According to painter Greg Lindquist, recounting his experience as a studio assistant in Ryan McGinness Works (Rizzoli, 2009), McGinness once discovered that the popular clothing chain Urban Outfitters had pirated the “look” of his signature silkscreened patterns for a line of T-shirts. On successfully suing the company for infringement of copyright and acquiring the entire cache, the artist ran a thorough quality check on the merchandise, and then marketed the items under his own imprimatur.

Something of that clever sense of reinvention permeated McGinness’s most recent New York solo exhibition, which included striking silkscreened canvases, paintings on wood panels and five sculptural “studies” on pedestals. As though raising the ante set by 1970s pattern painting, McGinness cultivates a visually cacophonous style that features layer upon layer of luminous graphic designs and computer-style icons—all original creations derived from everyday street signage, advertising and pop-cultural insignia.

Visual compression is the operative principle behind McGinness’s dazzling new acrylics on linen or canvas, many of them mural-scale. Exploiting a psychedelic palette for fields dense with schematic fish, chains, keys, animals, tiaras and home furnishings (to cite only a few motifs), McGinness sets the observer’s eye scurrying about the surface in search of a clear, meaningful resolution.

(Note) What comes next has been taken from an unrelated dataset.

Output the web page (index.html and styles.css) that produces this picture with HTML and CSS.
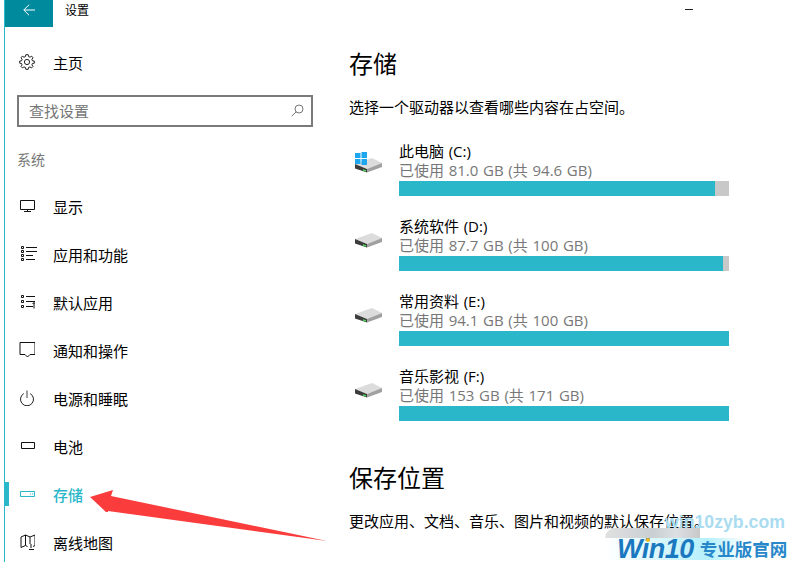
FILE: index.html
```html
<!DOCTYPE html>
<html lang="zh-CN">
<head>
    <meta charset="UTF-8">
    <title>设置</title>
    <link rel="stylesheet" href="styles.css">
</head>
<body>
    <div class="window">
        <header class="titlebar">
            <div class="back-btn">
                <svg width="12" height="12" viewBox="0 0 12 12" fill="none" stroke="#fff" stroke-width="1"><path d="M.8 6H12M6 .8L.8 6L6 11.2"/></svg>
            </div>
            <span class="title">设置</span>
            <span class="min-btn"></span>
        </header>

        <div class="content">
            <nav class="sidebar">
                <div class="home">
                    <svg class="icon" width="16" height="16" viewBox="0 0 16 16" fill="none" stroke="#222" stroke-width="1"><circle cx="8" cy="8" r="2.6"/><path d="M6.8 .7H9.2L9.6 2.6L11 3.2L12.7 2.2L14 3.8L12.9 5.3L13.4 6.8L15.3 7V9.2L13.4 9.5L12.9 10.9L14 12.4L12.5 13.9L11 12.9L9.6 13.4L9.2 15.3H6.8L6.4 13.4L5 12.9L3.4 13.9L2 12.4L3.1 10.9L2.6 9.5L.7 9.2V7L2.6 6.8L3.1 5.3L2 3.8L3.3 2.2L5 3.2L6.4 2.6Z"/></svg>
                    <span>主页</span>
                </div>
                <div class="search">
                    <span>查找设置</span>
                    <svg width="13" height="13" viewBox="0 0 13 13" fill="none" stroke="#777" stroke-width="1"><circle cx="8" cy="5" r="4"/><path d="M5.2 7.8L.7 12.3"/></svg>
                </div>
                <div class="group-label">系统</div>

                <a class="nav-item">
                    <svg class="icon" width="16" height="16" viewBox="0 0 16 16" fill="none" stroke="#111" stroke-width="1"><path d="M1.5 2.5H15.5V11.5H1.5ZM8.5 11.5V13.5M5 13.5H12"/></svg>
                    <span>显示</span>
                </a>
                <a class="nav-item">
                    <svg class="icon" width="16" height="16" viewBox="0 0 16 16" fill="none" stroke="#111" stroke-width="1" overflow="visible"><path d="M2.5 .5H4.5V2.5H2.5ZM2.5 4.5H4.5V6.5H2.5ZM2.5 8.5H4.5V10.5H2.5ZM2.5 12.5H4.5V14.5H2.5ZM7 1.5H18M7 5.5H18M7 9.5H14M7 13.5H16"/></svg>
                    <span>应用和功能</span>
                </a>
                <a class="nav-item">
                    <svg class="icon" width="16" height="16" viewBox="0 0 16 16" fill="none" stroke="#111" stroke-width="1"><path d="M2.5 1.5H4.5V3.5H2.5ZM2.5 6.5H4.5V8.5H2.5ZM2.5 11.5H4.5V13.5H2.5ZM7 2.5H16M7 7.5H16M7 12.5H14M15 14.5V8.5M13.5 10L15 8.5L16.5 10"/></svg>
                    <span>默认应用</span>
                </a>
                <a class="nav-item">
                    <svg class="icon" width="16" height="16" viewBox="0 0 16 16" fill="none" stroke="#111" stroke-width="1"><path d="M1 .5H16V12.5H11L8.5 15L6 12.5H1Z"/></svg>
                    <span>通知和操作</span>
                </a>
                <a class="nav-item">
                    <svg class="icon" width="16" height="16" viewBox="0 0 16 16" fill="none" stroke="#222" stroke-width="1"><path d="M4.8 3.6A6.5 6.5 0 1 0 11.2 3.6"/><path d="M8 .5V8" stroke="#777" stroke-width="1.4"/></svg>
                    <span>电源和睡眠</span>
                </a>
                <a class="nav-item">
                    <svg class="icon" width="16" height="16" viewBox="0 0 16 16" fill="none" stroke="#111" stroke-width="1"><path d="M2.5 4.5H15.5V10.5H2.5Z"/><path d="M16.5 6.5V8.5"/></svg>
                    <span>电池</span>
                </a>
                <a class="nav-item active">
                    <svg class="icon" width="16" height="16" viewBox="0 0 16 16" fill="none" stroke="#2ab7ca" stroke-width="1"><path d="M1.5 5.5H15.5V10.5H1.5ZM11 8H12M13 8H14"/></svg>
                    <span>存储</span>
                </a>
                <a class="nav-item">
                    <svg class="icon" width="16" height="16" viewBox="0 0 16 16" fill="none" stroke="#111" stroke-width="1"><path d="M2 3L6.5 1L11 3L16 1V11.5L14 12.5M2 3V13.5L6.5 11.5L8.5 12.5M6.5 1V11.5M11 3V10M12 10V14M10 15.5H15"/></svg>
                    <span>离线地图</span>
                </a>
            </nav>

            <main class="main">
                <h1>存储</h1>
                <p class="desc">选择一个驱动器以查看哪些内容在占空间。</p>

                <div class="drive">
                    <div class="drive-icon">
                        <svg width="30" height="26" viewBox="0 -5 30 26"><use href="#disk"/><g fill="#1ea7ee"><rect x="1" y="-3" width="5.5" height="5"/><rect x="7.5" y="-4" width="5.5" height="6"/><rect x="1" y="3" width="5.5" height="5"/><rect x="7.5" y="3" width="5.5" height="6"/></g></svg>
                    </div>
                    <div class="drive-info">
                        <div class="drive-name">此电脑 (C:)</div>
                        <div class="drive-used">已使用 81.0 GB (共 94.6 GB)</div>
                        <div class="bar"><div class="fill" style="width: 95.8%"></div></div>
                    </div>
                </div>
                <div class="drive">
                    <div class="drive-icon">
                        <svg width="30" height="26" viewBox="0 -5 30 26"><use href="#disk"/></svg>
                    </div>
                    <div class="drive-info">
                        <div class="drive-name">系统软件 (D:)</div>
                        <div class="drive-used">已使用 87.7 GB (共 100 GB)</div>
                        <div class="bar"><div class="fill" style="width: 98.2%"></div></div>
                    </div>
                </div>
                <div class="drive">
                    <div class="drive-icon">
                        <svg width="30" height="26" viewBox="0 -5 30 26"><use href="#disk"/></svg>
                    </div>
                    <div class="drive-info">
                        <div class="drive-name">常用资料 (E:)</div>
                        <div class="drive-used">已使用 94.1 GB (共 100 GB)</div>
                        <div class="bar"><div class="fill" style="width: 100%"></div></div>
                    </div>
                </div>
                <div class="drive">
                    <div class="drive-icon">
                        <svg width="30" height="26" viewBox="0 -5 30 26"><use href="#disk"/></svg>
                    </div>
                    <div class="drive-info">
                        <div class="drive-name">音乐影视 (F:)</div>
                        <div class="drive-used">已使用 153 GB (共 171 GB)</div>
                        <div class="bar"><div class="fill" style="width: 100%"></div></div>
                    </div>
                </div>

                <h1 class="section-two">保存位置</h1>
                <p class="desc">更改应用、文档、音乐、图片和视频的默认保存位置。</p>
            </main>
        </div>
    </div>

    <!-- 红色箭头 -->
    <svg class="arrow" width="245" height="60" viewBox="0 0 245 60"><path d="M0 8L23 1L21 7L237 52L18 22L18 23L16 23Z" fill="#fb3c3c"/></svg>

    <!-- 水印 -->
    <div class="wm-band"></div>
    <div class="wm-url">win10zyb.com</div>
    <div class="wm-box">
        <span class="wm-logo">Win10</span>
        <span class="wm-name">专业版官网</span>
        <span class="wm-dot"></span>
    </div>

    <svg width="0" height="0" class="defs">
        <defs>
            <g id="disk">
                <path d="M1 8L18 2L28 7L13 13Z" fill="#dcdcdc"/>
                <path d="M1 8V12.5L13 16.5V13Z" fill="#3c3c3c"/>
                <path d="M13 13V16.5L28 11V7Z" fill="#a0a0a0"/>
                <path d="M9 14L12 15" stroke="#4fd05a" stroke-width="1.4"/>
            </g>
        </defs>
    </svg>
</body>
</html>
```

FILE: styles.css
```css
* {
    box-sizing: border-box;
}

html, body {
    height: 100%;
    margin: 0;
    overflow: hidden;
}

body {
    position: relative;
    background: #fff;
    color: #000;
    font-family: "Open Sans", "Noto Sans CJK SC", sans-serif;
    font-size: 15px;
}

.window {
    height: 562px;
    margin-left: 4px;
    border-left: 1px solid #2ab7ca;
    overflow: hidden;
}

.titlebar {
    display: flex;
    align-items: center;
    height: 27px;
}

.back-btn {
    display: flex;
    align-items: center;
    justify-content: center;
    width: 48px;
    height: 27px;
    padding-bottom: 7px;
    background: #008a9e;
}

.title {
    margin: 0 0 7px 12px;
    font-size: 12px;
}

.min-btn {
    width: 8px;
    height: 1px;
    margin-left: 596px;
    margin-bottom: 9px;
    background: #222;
}

.content {
    display: flex;
}

.sidebar {
    flex: none;
    width: 344px;
    padding-top: 20px;
}

.home {
    display: flex;
    align-items: center;
    height: 30px;
    padding-left: 14px;
}

.icon {
    flex: none;
    margin-right: 18px;
}

.search {
    display: flex;
    align-items: center;
    justify-content: space-between;
    width: 296px;
    height: 32px;
    margin: 18px 0 0 12px;
    padding: 0 7px 2px 10px;
    border: 2px solid #7a7a7a;
    color: #777;
}

.group-label {
    height: 22px;
    margin: 22px 0 0 12px;
    color: #777;
    font-size: 14px;
    line-height: 22px;
}

.nav-item {
    display: flex;
    align-items: center;
    height: 48px;
    padding-left: 14px;
}

.group-label + .nav-item {
    margin-top: 11px;
}

.nav-item.active {
    position: relative;
    color: #2ab7ca;
    font-weight: 500;
}

.nav-item.active::before {
    content: "";
    position: absolute;
    left: 0;
    top: 12px;
    width: 4px;
    height: 24px;
    background: #2ab7ca;
}

.main {
    width: 380px;
    padding-top: 19px;
}

h1 {
    margin: 0;
    font-size: 24px;
    font-weight: 400;
    line-height: 36px;
}

.desc {
    margin: 14px 0 0;
    line-height: 22px;
}

.drive {
    display: flex;
    height: 75px;
}

.desc + .drive {
    margin-top: 23px;
}

.drive-icon {
    width: 50px;
    padding-left: 5px;
}

.drive-icon svg {
    display: block;
    margin-top: 10px;
}

.drive-info {
    width: 330px;
}

.drive-name,
.drive-used {
    font-size: 15px;
    line-height: 19px;
    word-spacing: .8px;
}

.drive-name {
    line-height: 20px;
}

.drive-used {
    color: #777;
}

.bar {
    height: 15px;
    margin-top: 1px;
    background: #c8c8c8;
}

.fill {
    height: 100%;
    background: #2ab7ca;
}

.section-two {
    margin-top: 19px;
}

.arrow {
    position: absolute;
    left: 90px;
    top: 489px;
}

.wm-band {
    position: absolute;
    left: 605px;
    top: 528px;
    width: 95px;
    height: 12px;
    border-radius: 10px 0 0 0;
    background: linear-gradient(90deg, #e0e0e0, #c9cfd2 50%, #dce0e2 75%, #c8c8c8);
}

.wm-url {
    position: absolute;
    left: 665px;
    top: 512px;
    color: #aadcf0;
    font-family: "Liberation Sans", sans-serif;
    font-size: 17.7px;
    font-weight: 700;
}

.wm-box {
    position: absolute;
    left: 605px;
    top: 538px;
    display: flex;
    align-items: center;
    width: 188px;
    height: 22px;
    background: linear-gradient(90deg, #fff, #d8f6fc 30%, #b4f0fb 55%, #fff 75%);
}

.wm-logo {
    margin-left: 12px;
    padding-right: 3px;
    color: #1a78c0;
    font-family: "Liberation Sans", sans-serif;
    font-size: 27px;
    font-style: italic;
    font-weight: 700;
    letter-spacing: -.5px;
    line-height: 22px;
}

.wm-name {
    margin-left: 3px;
    color: #2787c9;
    font-size: 17.5px;
    font-weight: 700;
    line-height: 22px;
}

.wm-dot {
    position: absolute;
    left: 41px;
    top: 0;
    width: 4px;
    height: 4px;
    border-radius: 50%;
    background: #fdb813;
}

.defs {
    position: absolute;
}
```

There isn’t any, and that’s precisely the point. Works such as Imaginary Happiness and Semi-Logic (both 2008)—marked by bright, flat, irregular arrays of figurative elements—seem primarily ornamental, dedicated to a graphic sublime. A number of circular panels bearing spiral motifs in fluorescent pigments, their lacy patterns spilling onto dark walls illuminated from above by black light, mock all potential cosmic associations through their own frank, ironic contrivance. The models for freestanding sculptures of interlocking sheets of painted resin come off as gawky maquettes for some futuristic stage production.

Far more engaging is the capacious Faith (2008), its black, lacquerlike surface slowly disclosing a panoply of familiar, if illogically disparate forms—candelabra, paper clips, plants, arabesques, an artist’s easel. Here the apparition of common objects, suspended in a pictorial space that is at once everywhere and nowhere, compels reflection on what McGinness (in an interview with Peter Halley in Works) describes as sheer, untranslatable visual pleasure.